Germany
Jutta Allmendinger
President of the Social Science Research Centre Berlin
DAAD One-Year Scholarship 1983-84, University of Wisconsin, Madison
"Learning to learn – this ability must be stimulated and fostered."
"My study visit to the US hugely influenced my life, both personally and academically," says Professor Jutta Allmendinger. It was thanks
to a DAAD scholarship that the sociology graduate went to study at the University of Wisconsin in the mid-1980s and completed a graduate course in sociology,
economics, and statistics. She later enrolled at Harvard University, Cambridge, MA, where she completed her doctorate in social sciences in 1989. During this
time she came across a noticeable number of women who teach at elite universities in America and have children at the same time.
"You also see many couples there, working at the same institution," explains Allmendinger. That's quite normal in America, she says.
"The attitude over there certainly helped me realise that children and academic career do not necessarily rule each other out." Allmendinger
herself managed both: Her son Phillip Laudris was born in 1994.

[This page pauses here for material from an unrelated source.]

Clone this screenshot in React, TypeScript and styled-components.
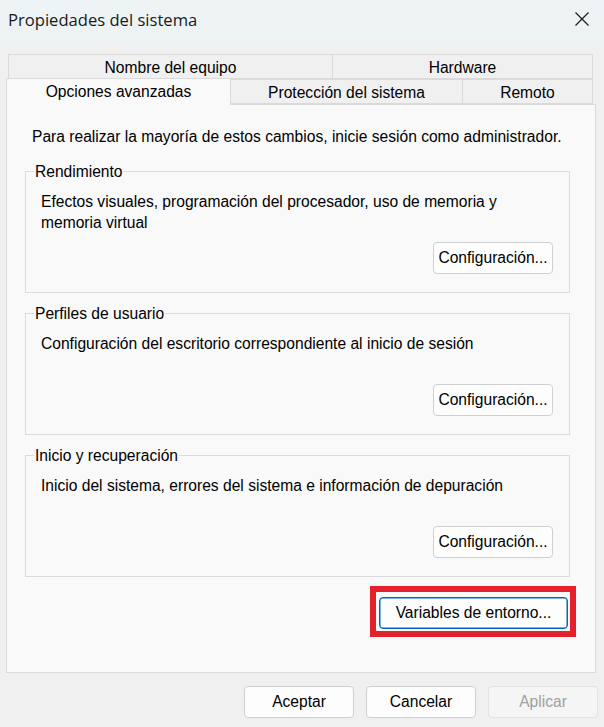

Two years previously she had been appointed Professor of Sociology at the Ludwig-Maximilian University in Munich. She took leave from there to pursue
her work in Nuremberg. From February 2003 to the end of 2006, she headed the Institute for Labour Market and Career Research (IAB) there, part of the
Federal Employment Agency. With her core research areas in the sociology of the labour market, educational sociology, social inequality, social policy,
organisations and curricula vitae, she was very close to the political decision-making levels. Hartz IV and its consequences provided her institute with
work as did the debates on demographic changes to society and to the German education system. Allmendinger was highly sceptical of the changes made to
the education system and, for instance, called for young people not only to be prepared for one specific job and advocated the need for people to be
fundamentally prepared for acquiring qualifications over a lifetime: "The ability to learn how to learn must be stimulated and fostered." She
sees the introduction of tuition fees without offering adequate scholarship programmes as a step in the wrong direction. Professor Allmendinger can be
expected to contribute much more to such debates in the future. 2004 saw her become a member of the Berlin-Brandenburg Academy of Sciences and Humanities,
and in 2005 she was appointed to the University Council of the Darmstadt University of Technology. She has been a member of the Scientific Commission of
the German Science Council since 2006.
On 1 April 2007, Jutta Allmendinger became the first woman to hold the position of President of the Social Science Research Centre Berlin (WZB). Some
140 economists, political scientists, sociologists, historians and lawyers do research there, on topics such as labour market and employment policy,
social inequality, democracy and civil society.